By: Deacon Marques Silva
In my youth group growing up, it was common to hear youth leaders encouraging us to have an “attitude of gratitude.” They always desired for us to see what the Lord was providing and the manner in which we received it. It did not make much sense then, but this simple practice has made a huge difference in my life.
It is one thing to be thankful. It is quite another to foster and live this “attitude of gratitude.” What does that mean? It means that we choose to be thankful first before we complain or are critical. If we are honest, we must admit that a grateful mindset is really hard! Just consider the reasonable questions that we ask here in Northern Virginia: How the heck does one give thanks for bumper-to-bumper traffic on I-495? Why should I be thankful that the money for my contract has run out and I find myself unemployed? What is the point of being thankful for the annoying and incessant gibber-gabber I hear daily from Uncle Xerxes (No offense if this is your name, just needed an example)?
Thankfulness allows us to live in, and be mindful of, the present moment. It has the potential to train us to look for the virtue in each situation and recognize that regardless of what is going on, the Lord is still in control. Sacred Scripture reminds us that thanksgiving is connected to a sacrifice that is due the Lord, which is an act necessary in order for us to approach the Lord:
Offer to God a sacrifice of thanksgiving, and pay your vows to the Most High (Psalm 50:14)
Enter his gates with thanksgiving, and his courts with praise! Give thanks to him, bless his name! (Psalm 100:4).
St. Paul seems to indicate that thanksgiving assists in quelling anxiety and is linked with our supplications in prayer,
Have no anxiety about anything, but in everything by prayer and supplication with thanksgiving let your requests be made known to God. (Philippians 4:6)
For everything created by God is good, and nothing is to be rejected if it is received with thanksgiving (1 Timothy 4:4).
There is actually a fair bit of science to this as well. Baylor University published a study in March 2014 entitled, “Why are Materialists Less Happy? The Role of Gratitude and Need Satisfaction in the Relationship Between Materialism and Life Satisfaction.” The findings are not surprising:
- People who are materialistic are more likely to be depressed and unsatisfied, in part because they find it harder to be grateful for what they have
- Gratitude is about other people
- Those who are grateful are likely to find more meaning in life
It seems this attitude of gratitude can even promote healing. A study from the Northeastern University College of Science of California reports that gratitude reduces the need for immediate gratification and even financial impatience. Its findings demonstrated how gratitude can build patience and thus assist in resisting temptations that underlie a host of problems from credit card debt to disordered eating and drug addiction. Sounds like good spiritual and temporal direction to me!

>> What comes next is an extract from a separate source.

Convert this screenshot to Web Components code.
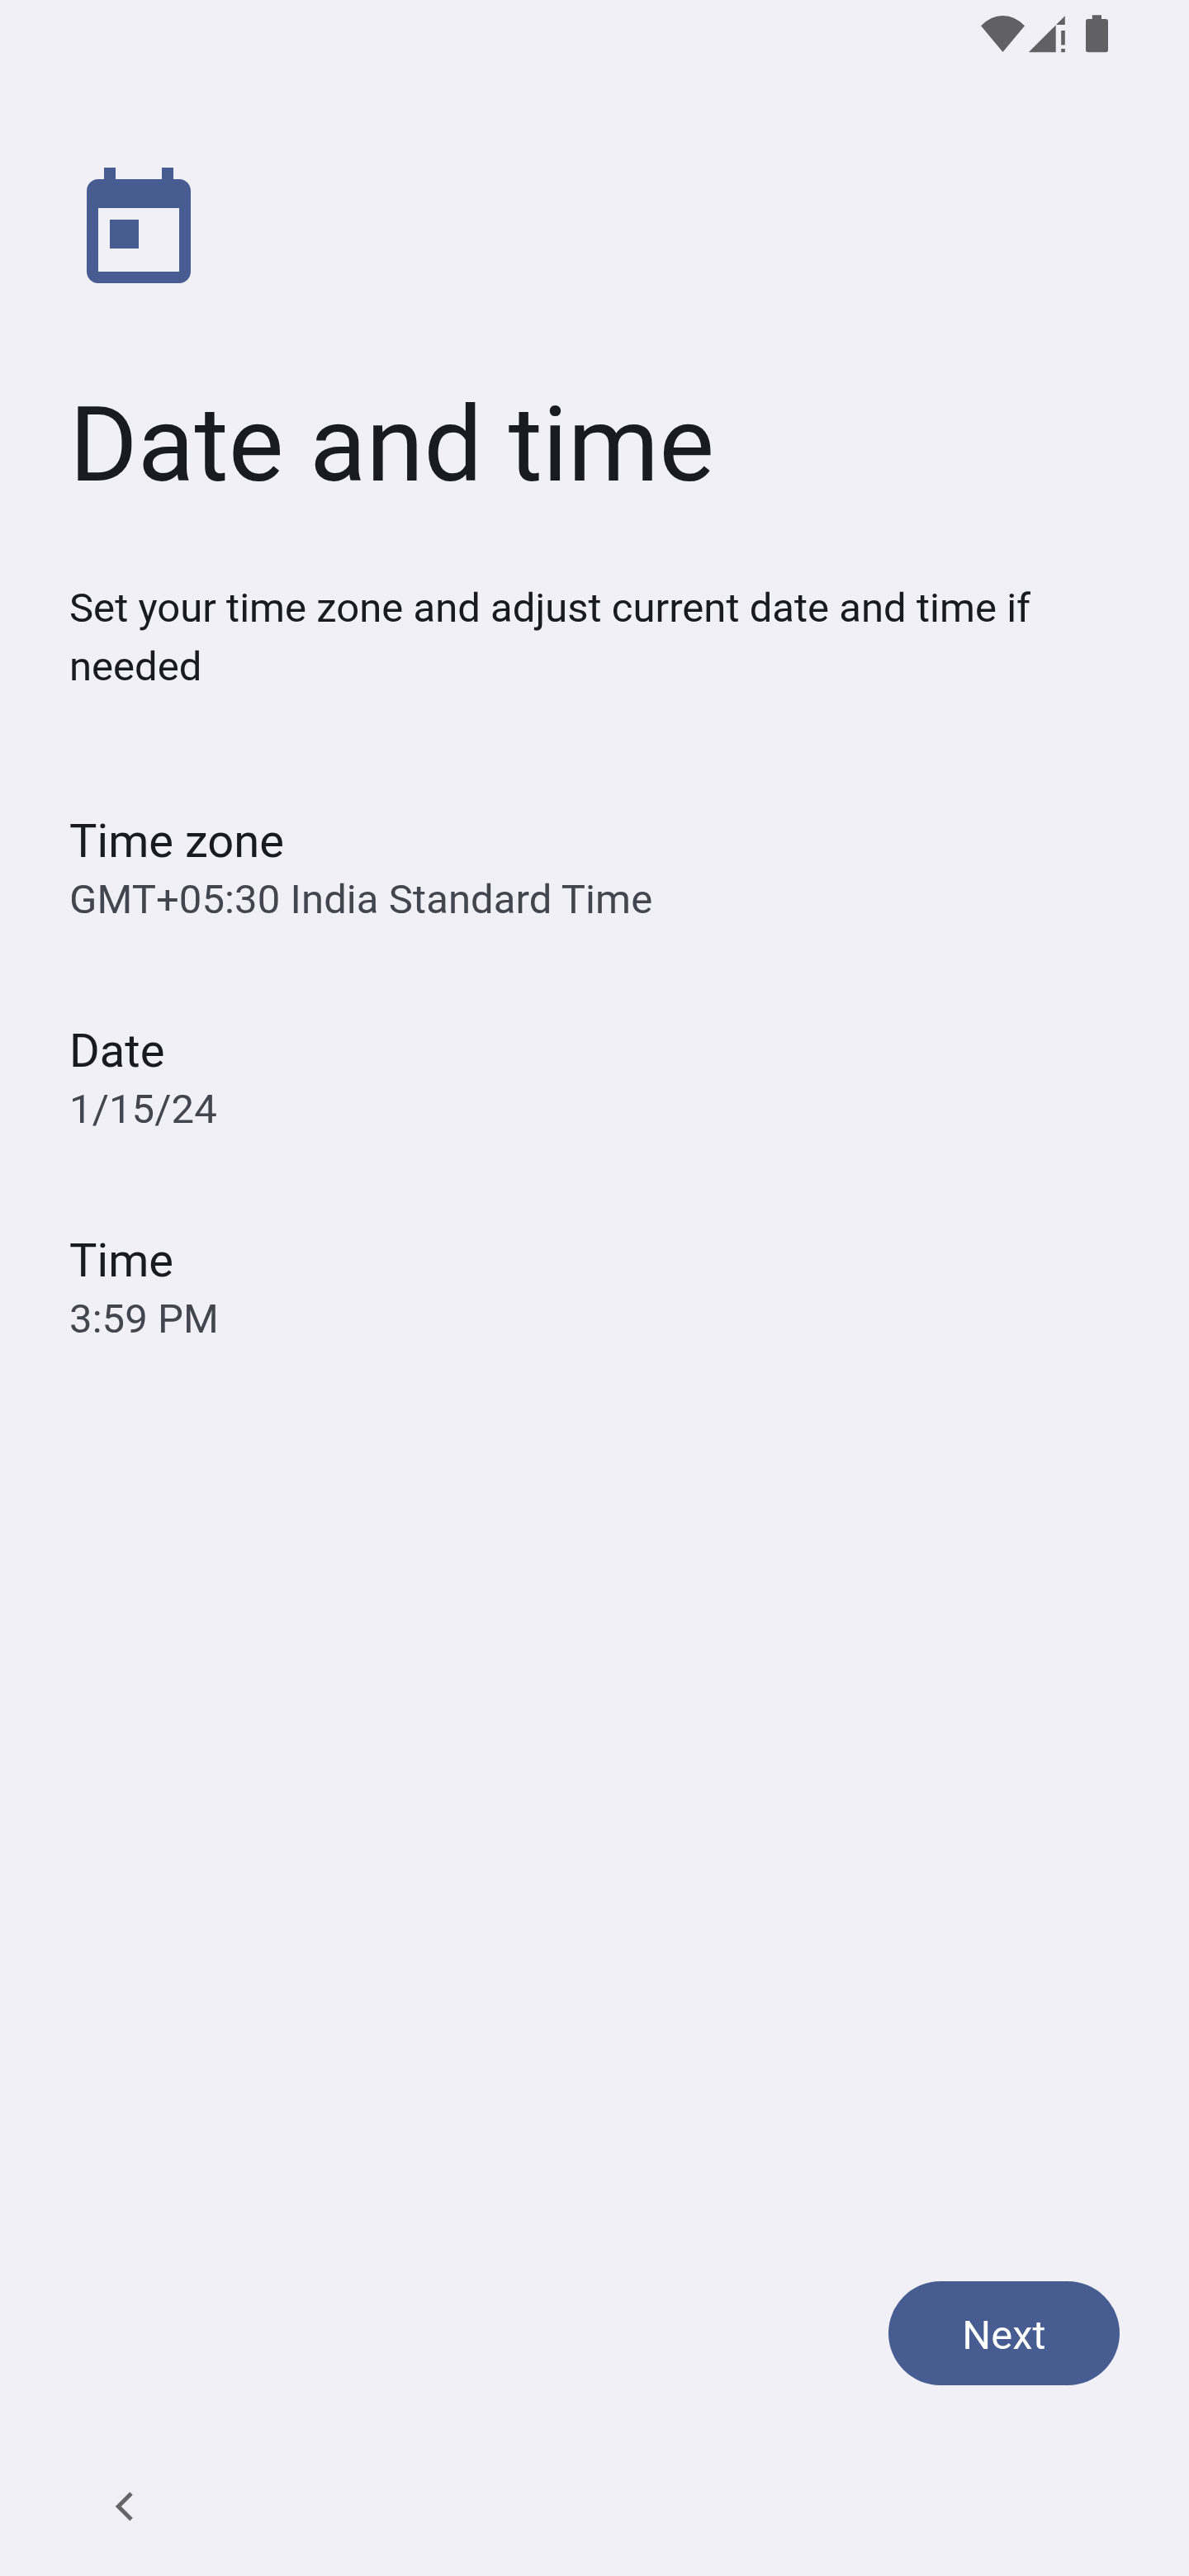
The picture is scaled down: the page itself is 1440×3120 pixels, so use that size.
<!DOCTYPE html>
<html lang="en">
<head>
<meta charset="utf-8">
<title>Date and time</title>
<style>
html,body{margin:0;background:#f1f0f7}
body{font-family:Roboto,"Liberation Sans",sans-serif}
</style>
</head>
<body>
<setup-screen>
  <status-bar slot="status"></status-bar>
  <setup-header slot="header">
    <span slot="title">Date and time</span>
    <span slot="description">Set your time zone and adjust current date and time if needed</span>
  </setup-header>
  <setting-row><span slot="label">Time zone</span><span slot="value">GMT+05:30 India Standard Time</span></setting-row>
  <setting-row><span slot="label">Date</span><span slot="value">1/15/24</span></setting-row>
  <setting-row><span slot="label">Time</span><span slot="value">3:59 PM</span></setting-row>
  <primary-button slot="footer">Next</primary-button>
  <nav-bar slot="nav"></nav-bar>
</setup-screen>
<script>
const define = (name, markup) => customElements.define(name, class extends HTMLElement {
  constructor() {
    super();
    this.attachShadow({ mode: 'open' }).innerHTML = markup;
  }
});

define('status-bar', `
<style>
:host{display:flex;justify-content:flex-end;align-items:flex-start;height:84px;box-sizing:border-box;padding:14px 94px 0 0;color:#616163}
svg{display:block}
</style>
<svg width="160" height="56" viewBox="1186 14 160 56" fill="currentColor" aria-hidden="true">
  <path d="M1188 31.2Q1200 19 1214.5 19T1241 31.2L1214.5 63Z"/>
  <path d="M1245.8 63.3L1278.7 30.4V63.3ZM1279.1 30L1289.8 19.3V30Z"/>
  <path d="M1285.2 37H1289.8V54.6H1285.2ZM1285.2 59H1289.8V63.3H1285.2Z"/>
  <path d="M1322.8 18.2H1334V22.9H1339.200Q1342 22.9 1342 25.700V60.500Q1342 63.3 1339.200 63.3H1317.800Q1315 63.3 1315 60.500V25.700Q1315 22.9 1317.800 22.9H1322.800Z"/>
</svg>`);

define('setup-header', `
<style>
:host{display:block;padding:112px 84px 0}
svg{display:block;fill:#475d92}
h1{margin:98px 0 0;font-size:126px;line-height:154px;font-weight:400;letter-spacing:.08px}
p{margin:85px 0 0;font-size:49px;line-height:71px;letter-spacing:.03px}
</style>
<svg width="168" height="168" viewBox="0 0 24 24" aria-hidden="true">
  <path d="M19 3h-1V1h-2v2H8V1H6v2H5C3.890 3 3.010 3.900 3.010 5L3 19c0 1.100.890 2 2 2h14c1.100 0 2-.900 2-2V5c0-1.100-.900-2-2-2zm0 16H5V8h14v11zM7 10h5v5H7z"/>
</svg>
<h1><slot name="title"></slot></h1>
<p><slot name="description"></slot></p>`);

define('setting-row', `
<style>
:host{display:flex;flex-direction:column;gap:2px}
.label{font-size:56px;line-height:68px;letter-spacing:.05px}
.value{font-size:49px;line-height:70px;letter-spacing:.09px;color:#44464f}
</style>
<div class="label"><slot name="label"></slot></div>
<div class="value"><slot name="value"></slot></div>`);

define('primary-button', `
<style>
:host{display:block}
button{display:flex;align-items:center;justify-content:center;width:280px;height:126px;padding:5px 0 0;box-sizing:border-box;border:0;border-radius:63px;background:#475d92;color:#fff;font:400 49px/58px Roboto,"Liberation Sans",sans-serif}
</style>
<button type="button"><slot></slot></button>`);

define('nav-bar', `
<style>
:host{display:flex;align-items:center;height:168px;padding-left:136px;color:#666}
svg{display:block}
</style>
<svg width="28" height="42" viewBox="136 3015 28 42" fill="none" stroke="currentColor" stroke-width="5" aria-label="Back">
  <path d="M159 3020L143.300 3035.700L159 3051.400"/>
</svg>`);

define('setup-screen', `
<style>
:host{display:flex;flex-direction:column;width:1440px;height:3120px;background:#f1f0f7;color:#1a1b20;overflow:hidden}
main{display:flex;flex-direction:column;gap:114px;padding:142px 84px 0;flex:1}
footer{display:flex;justify-content:flex-end;padding:0 84px 63px}
</style>
<slot name="status"></slot>
<slot name="header"></slot>
<main><slot></slot></main>
<footer><slot name="footer"></slot></footer>
<slot name="nav"></slot>`);
</script>
</body>
</html>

It is equally true that thanksgiving does not whisk away the challenges and suffering this life presents. It does however, helps us garner the strength to bear our burdens patiently and reminds us to rejoice in our/others triumphs in a healthy and humble manner.
The holiday of Thanksgiving comes once a year, but fostering an attitude of gratitude…that should be a daily occurrence. Why? Isn’t that what we will be doing with all the angels and saints before the throne of grace in heaven?
And all the angels stood round the throne and round the elders and the four living creatures, and they fell on their faces before the throne and worshiped God, saying, “Amen! Blessing and glory and wisdom and thanksgiving and honor and power and might be to our God for ever and ever! Amen.” (Revelation 7:11-12)
 Jo-Ann Tsang, Thomas P. Carpenter, James A. Roberts, Michael B. Frisch, Robert D. Carlisle, “Why are Materialists Less Happy? The Role of Gratitude and Need Satisfaction in the Relationship Between Materialism and Life Satisfaction,” in Personality and Individual Differences, July, 2014.